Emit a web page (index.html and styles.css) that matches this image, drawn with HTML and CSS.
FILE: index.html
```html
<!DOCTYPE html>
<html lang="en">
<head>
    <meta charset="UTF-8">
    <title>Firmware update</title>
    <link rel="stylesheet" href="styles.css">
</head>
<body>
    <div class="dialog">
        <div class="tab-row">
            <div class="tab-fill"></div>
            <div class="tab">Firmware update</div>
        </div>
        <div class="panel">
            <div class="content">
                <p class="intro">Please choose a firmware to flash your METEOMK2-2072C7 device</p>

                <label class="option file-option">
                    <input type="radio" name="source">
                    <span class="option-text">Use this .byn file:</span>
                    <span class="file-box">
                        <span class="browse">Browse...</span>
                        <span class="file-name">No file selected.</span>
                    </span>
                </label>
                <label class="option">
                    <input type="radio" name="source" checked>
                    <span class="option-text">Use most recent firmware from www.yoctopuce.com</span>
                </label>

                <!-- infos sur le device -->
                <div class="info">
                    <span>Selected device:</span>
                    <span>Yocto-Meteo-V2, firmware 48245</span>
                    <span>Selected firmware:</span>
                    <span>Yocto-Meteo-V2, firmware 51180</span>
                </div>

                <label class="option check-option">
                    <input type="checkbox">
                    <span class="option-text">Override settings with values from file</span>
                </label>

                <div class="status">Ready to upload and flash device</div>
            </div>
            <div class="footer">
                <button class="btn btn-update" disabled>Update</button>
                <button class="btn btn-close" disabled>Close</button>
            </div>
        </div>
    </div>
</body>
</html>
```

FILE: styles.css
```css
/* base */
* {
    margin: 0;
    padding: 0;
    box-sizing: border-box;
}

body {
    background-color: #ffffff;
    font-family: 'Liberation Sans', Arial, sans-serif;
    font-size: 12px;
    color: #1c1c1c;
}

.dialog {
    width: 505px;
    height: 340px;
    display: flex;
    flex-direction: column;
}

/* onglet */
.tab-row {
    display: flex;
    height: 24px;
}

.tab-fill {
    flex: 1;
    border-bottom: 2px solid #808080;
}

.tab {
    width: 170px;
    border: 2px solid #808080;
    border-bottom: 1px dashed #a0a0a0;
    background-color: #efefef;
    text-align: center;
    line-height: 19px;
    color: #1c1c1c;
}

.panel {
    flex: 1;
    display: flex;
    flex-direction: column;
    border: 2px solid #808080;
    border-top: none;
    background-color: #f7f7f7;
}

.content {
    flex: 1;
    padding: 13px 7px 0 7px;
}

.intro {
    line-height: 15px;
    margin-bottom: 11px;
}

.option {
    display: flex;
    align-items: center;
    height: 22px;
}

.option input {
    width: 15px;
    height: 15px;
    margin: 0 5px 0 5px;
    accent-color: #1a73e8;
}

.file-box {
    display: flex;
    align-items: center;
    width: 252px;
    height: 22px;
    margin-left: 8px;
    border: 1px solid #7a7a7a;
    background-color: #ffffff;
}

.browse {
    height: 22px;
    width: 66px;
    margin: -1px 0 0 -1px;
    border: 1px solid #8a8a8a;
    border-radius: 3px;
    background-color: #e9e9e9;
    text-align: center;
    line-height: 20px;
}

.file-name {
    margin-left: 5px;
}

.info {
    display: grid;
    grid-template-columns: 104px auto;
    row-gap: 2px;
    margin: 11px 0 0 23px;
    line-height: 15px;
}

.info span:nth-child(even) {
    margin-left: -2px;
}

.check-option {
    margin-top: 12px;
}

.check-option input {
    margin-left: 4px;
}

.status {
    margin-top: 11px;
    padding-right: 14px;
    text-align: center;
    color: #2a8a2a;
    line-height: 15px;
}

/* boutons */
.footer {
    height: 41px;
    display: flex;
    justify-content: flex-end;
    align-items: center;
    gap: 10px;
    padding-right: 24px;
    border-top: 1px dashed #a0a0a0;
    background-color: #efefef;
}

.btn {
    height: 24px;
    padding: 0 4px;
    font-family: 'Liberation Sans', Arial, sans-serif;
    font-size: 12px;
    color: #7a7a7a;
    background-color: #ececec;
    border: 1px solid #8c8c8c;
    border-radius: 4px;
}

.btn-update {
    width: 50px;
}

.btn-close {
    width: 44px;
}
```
================
◆ **Work required**: Go through the material above and copy each line that has the word "styles".

◆ **Exercise output**:
Emit a web page (index.html and styles.css) that matches this image, drawn with HTML and CSS.
    <link rel="stylesheet" href="styles.css">
FILE: styles.css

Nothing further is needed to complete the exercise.